State Reps. Daniel Didech of Buffalo Grove and Jonathan Carroll of Northbook, both Democrats, have proposed a bill that would allow the state to do just that.

People who own or carry firearms, stun guns, tasers or possess ammunition in Illinois are required to have a specific identification card issued by the state. It carries your photograph, your height, weight and address, your birthday, hair color and eye color. It also assigns your card a specific number. The card, issued by the state police, does not allow you to unlawfully carry a gun, nor is it the same as a concealed carry permit.

When you apply for a FOID, you have to answer a questionnaire that asks if you’ve ever been convicted of a felony, whether you are addicted to narcotics, whether you’ve been treated in a mental institution or are “intellectually disabled." Other questions ask about convictions of some specific crimes, whether you are an illegal alien, whether you're named on a current order of protection that prohibits firearms.

Whether you should have to provide access to social media accounts is another question.
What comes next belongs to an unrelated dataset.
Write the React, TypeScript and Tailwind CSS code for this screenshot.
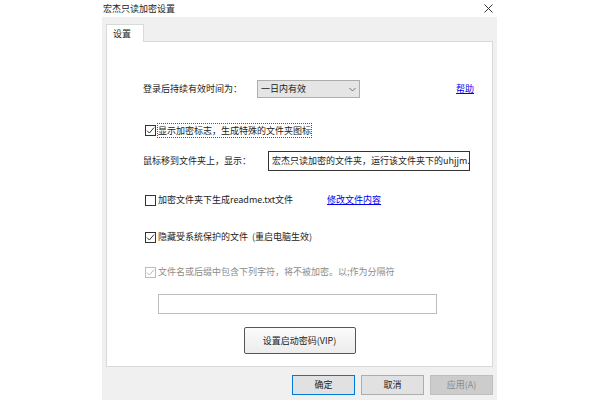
import React from 'react';

const font = { fontFamily: '"Noto Sans CJK SC", "Liberation Sans", sans-serif' };

const Check = ({ checked, disabled = false }: { checked: boolean; disabled?: boolean }) => (
  <span
    className={`w-[11px] h-[11px] border flex-shrink-0 flex items-center justify-center bg-white ${
      disabled ? 'border-[#bcbcbc]' : 'border-[#333333]'
    }`}
  >
    {checked && (
      <svg width="9" height="9" viewBox="0 0 9 9">
        <path d="M1 4.6 L3.4 7 L8 1.6" fill="none" stroke={disabled ? '#bcbcbc' : '#333333'} strokeWidth="1" />
      </svg>
    )}
  </span>
);

const Button = ({ label, primary = false, disabled = false }: { label: string; primary?: boolean; disabled?: boolean }) => (
  <div
    className={`w-[63px] h-[20px] flex items-center justify-center text-[9px] border ${
      disabled
        ? 'bg-[#cccccc] border-[#bfbfbf] text-[#8a8a8a]'
        : primary
        ? 'bg-[#e1e1e1] border-[#0078d7] text-[#222222]'
        : 'bg-[#e1e1e1] border-[#adadad] text-[#222222]'
    }`}
  >
    {label}
  </div>
);

export default function App() {
  return (
    <div className="w-[600px] h-[400px] bg-white overflow-hidden text-[#222222]" style={font}>
      <div className="ml-[102px] w-[395px] flex flex-col">
        {/* title bar */}
        <div className="h-[17px] flex items-center justify-between bg-white">
          <span className="text-[9px] pl-[1px] leading-none">宏杰只读加密设置</span>
          <svg width="9" height="9" viewBox="0 0 9 9" className="mr-[4px]">
            <path d="M0.5 0.5 L8.5 8.5 M8.5 0.5 L0.5 8.5" stroke="#333" strokeWidth="1" />
          </svg>
        </div>

        <div className="h-[383px] bg-[#f0f0f0] flex flex-col px-[4px] pt-[7px]">
          {/* tab */}
          <div className="w-[38px] h-[18px] bg-white border border-b-0 border-[#d9d9d9] flex items-center pl-[6px] text-[9px] relative z-10 -mb-[1px]">
            设置
          </div>

          {/* panel */}
          <div className="w-[387px] h-[326px] bg-white border border-[#d9d9d9] flex flex-col text-[9px]">
            <div className="mt-[38px] h-[18px] flex items-center pl-[36px]">
              <span className="w-[114px]">登录后持续有效时间为：</span>
              <div className="w-[103px] h-[18px] bg-[#e5e5e5] border border-[#adadad] flex items-center justify-between px-[3px]">
                <span>一日内有效</span>
                <svg width="7" height="5" viewBox="0 0 7 5">
                  <path d="M0.5 1 L3.5 4 L6.5 1" fill="none" stroke="#555" strokeWidth="0.8" />
                </svg>
              </div>
              <span className="ml-[96px] text-[#0000ee] underline">帮助</span>
            </div>

            <div className="mt-[25px] h-[15px] flex items-center pl-[38px] gap-[1px]">
              <Check checked />
              <span className="border border-dotted border-[#555555] h-[15px] flex items-center">显示加密标志，生成特殊的文件夹图标</span>
            </div>

            <div className="mt-[13px] h-[20px] flex items-center pl-[36px]">
              <span className="w-[125px]">鼠标移到文件夹上，显示：</span>
              <div className="w-[202px] h-[20px] border border-[#333333] flex items-center pl-[3px] overflow-hidden whitespace-nowrap">
                宏杰只读加密的文件夹，运行该文件夹下的uhjjm.exe
              </div>
            </div>

            <div className="mt-[22px] h-[14px] flex items-center pl-[38px] gap-[2px]">
              <Check checked={false} />
              <span className="w-[167px]">加密文件夹下生成readme.txt文件</span>
              <span className="text-[#0000ee] underline">修改文件内容</span>
            </div>

            <div className="mt-[23px] h-[14px] flex items-center pl-[38px] gap-[2px]">
              <Check checked />
              <span>隐藏受系统保护的文件&nbsp;&nbsp;(重启电脑生效)</span>
            </div>

            <div className="mt-[21px] h-[14px] flex items-center pl-[38px] gap-[2px] text-[#8c8c8c]">
              <Check checked disabled />
              <span>文件名或后缀中包含下列字符，将不被加密。以;作为分隔符</span>
            </div>

            <div className="mt-[15px] ml-[51px] w-[279px] h-[20px] border border-[#bcbcbc] bg-white" />

            <div className="mt-[13px] self-center w-[112px] h-[27px] border border-[#555555] rounded-[2px] bg-gradient-to-b from-[#fbfbfb] to-[#ececec] flex items-center justify-center">
              设置启动密码(VIP)
            </div>
          </div>

          {/* buttons */}
          <div className="mt-[8px] flex justify-end gap-[6px]">
            <Button label="确定" primary />
            <Button label="取消" />
            <Button label="应用(A)" disabled />
          </div>
        </div>
      </div>
    </div>
  );
}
A synopsis of the proposal says state police would “conduct a search of the purchasers' social media accounts available to the public to determine if there is any information that would disqualify the person from obtaining or require revocation of a currently valid Firearm Owner's Identification Card. Provides that each applicant for a Firearm Owner's Identification Card shall furnish to the Department of State Police a list of every social media account."

Social media allows us to share ideas, thoughts, photos and videos. What we share may not be “politically correct” and may be offensive. The curators of the various social media venues have their own rules for what is permissible content. But how we individually interpret our right of free speech, by what we post on social media, should not be used to judge our right to a state-issued ID card.
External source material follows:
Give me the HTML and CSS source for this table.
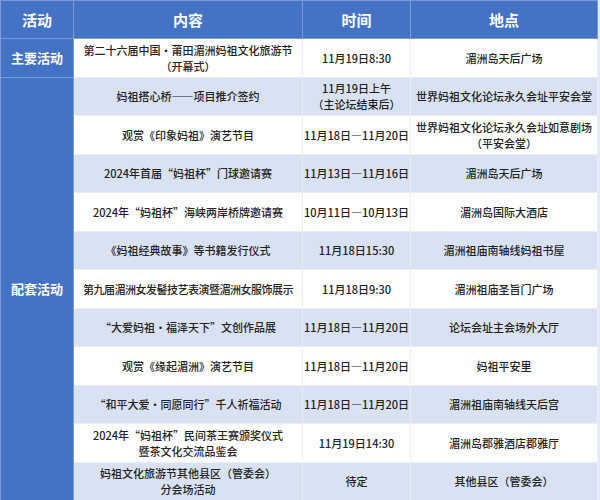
FILE: index.html
```html
<!DOCTYPE html>
<html lang="zh-CN">
<head>
<meta charset="utf-8">
<title>活动安排</title>
<link rel="stylesheet" href="styles.css">
</head>
<body>
<table class="schedule">
  <colgroup>
    <col class="c-type">
    <col class="c-content">
    <col class="c-time">
    <col class="c-place">
  </colgroup>
  <thead>
    <tr class="head">
      <th>活动</th>
      <th>内容</th>
      <th>时间</th>
      <th>地点</th>
    </tr>
  </thead>
  <tbody>
    <tr class="row white">
      <td class="type">主要活动</td>
      <td><span class="ln">第二十六届中国·莆田湄洲妈祖文化旅游节</span><span class="ln">（开幕式）</span></td>
      <td>11月19日8:30</td>
      <td>湄洲岛天后广场</td>
    </tr>
    <tr class="row blue">
      <td class="type" rowspan="11">配套活动</td>
      <td>妈祖搭心桥——项目推介签约</td>
      <td><span class="ln">11月19日上午</span><span class="ln">（主论坛结束后）</span></td>
      <td>世界妈祖文化论坛永久会址平安会堂</td>
    </tr>
    <tr class="row white">
      <td>观赏《印象妈祖》演艺节目</td>
      <td>11月18日—11月20日</td>
      <td><span class="ln">世界妈祖文化论坛永久会址如意剧场</span><span class="ln">（平安会堂）</span></td>
    </tr>
    <tr class="row blue">
      <td>2024年首届“妈祖杯”门球邀请赛</td>
      <td>11月13日—11月16日</td>
      <td>湄洲岛天后广场</td>
    </tr>
    <tr class="row white">
      <td>2024年“妈祖杯”海峡两岸桥牌邀请赛</td>
      <td>10月11日—10月13日</td>
      <td>湄洲岛国际大酒店</td>
    </tr>
    <tr class="row blue">
      <td>《妈祖经典故事》等书籍发行仪式</td>
      <td>11月18日15:30</td>
      <td>湄洲祖庙南轴线妈祖书屋</td>
    </tr>
    <tr class="row white">
      <td class="tight">第九届湄洲女发髻技艺表演暨湄洲女服饰展示</td>
      <td>11月18日9:30</td>
      <td>湄洲祖庙圣旨门广场</td>
    </tr>
    <tr class="row blue">
      <td>“大爱妈祖·福泽天下”文创作品展</td>
      <td>11月18日—11月20日</td>
      <td>论坛会址主会场外大厅</td>
    </tr>
    <tr class="row white">
      <td>观赏《缘起湄洲》演艺节目</td>
      <td>11月18日—11月20日</td>
      <td>妈祖平安里</td>
    </tr>
    <tr class="row blue">
      <td>“和平大爱·同愿同行”千人祈福活动</td>
      <td>11月18日—11月20日</td>
      <td>湄洲祖庙南轴线天后宫</td>
    </tr>
    <tr class="row white">
      <td><span class="ln">2024年“妈祖杯”民间茶王赛颁奖仪式</span><span class="ln">暨茶文化交流品鉴会</span></td>
      <td>11月19日14:30</td>
      <td>湄洲岛郡雅酒店郡雅厅</td>
    </tr>
    <tr class="row blue">
      <td><span class="ln">妈祖文化旅游节其他县区（管委会）</span><span class="ln">分会场活动</span></td>
      <td>待定</td>
      <td>其他县区（管委会）</td>
    </tr>
  </tbody>
</table>
</body>
</html>
```

FILE: styles.css
```css
html, body {
  margin: 0;
  padding: 0;
}
body {
  background: #e3e9f3;
  width: 600px;
  height: 500px;
  overflow: hidden;
}
.schedule {
  width: 597px;
  height: 500px;
  border-collapse: collapse;
  table-layout: fixed;
  font-family: "Noto Sans CJK SC", "Noto Sans", sans-serif;
  background: #ffffff;
}
.c-type { width: 73px; }
.c-content { width: 229px; }
.c-time { width: 108px; }
.c-place { width: 187px; }

.schedule th,
.schedule td {
  border: 1px solid #e9eef8;
  padding: 0;
  text-align: center;
  vertical-align: middle;
  overflow: hidden;
}
.head {
  height: 38px;
}
.head th {
  background: #4472c4;
  color: #ffffff;
  font-size: 15px;
  font-weight: 700;
  border-color: #7b9ad6;
}
.row {
  height: 38.5px;
}
.row td {
  font-size: 11px;
  line-height: 16px;
  font-weight: 500;
  color: #222222;
  white-space: nowrap;
}
.ln {
  display: block;
  height: 16px;
}
.row.blue td {
  background: #d9e2f3;
}
.row.white td {
  background: #ffffff;
}
.schedule td.type {
  background: #4472c4;
  color: #ffffff;
  font-size: 13px;
  font-weight: 700;
  border-color: #7b9ad6;
}
.schedule td.tight {
  letter-spacing: -0.5px;
}
```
An Associated Press story from last February, shortly after the Parkland school shooting that left 17 dead, delved into recent U.S. mass killings to determine whether the killers had legally obtained their weapons. Indeed, most had the state required permits to purchase weapons, although some hadn’t provided full information about their criminal background or mental history.

The vast, vast majority of firearm owners are law-abiding people who enjoy hunting, trap shooting or collecting. It takes only one bad apple to ruin the barrel, but using someone’s social media posts to help determine their ability to own a firearm reaches too far into our right to free speech while trying to uphold our right to bear arms.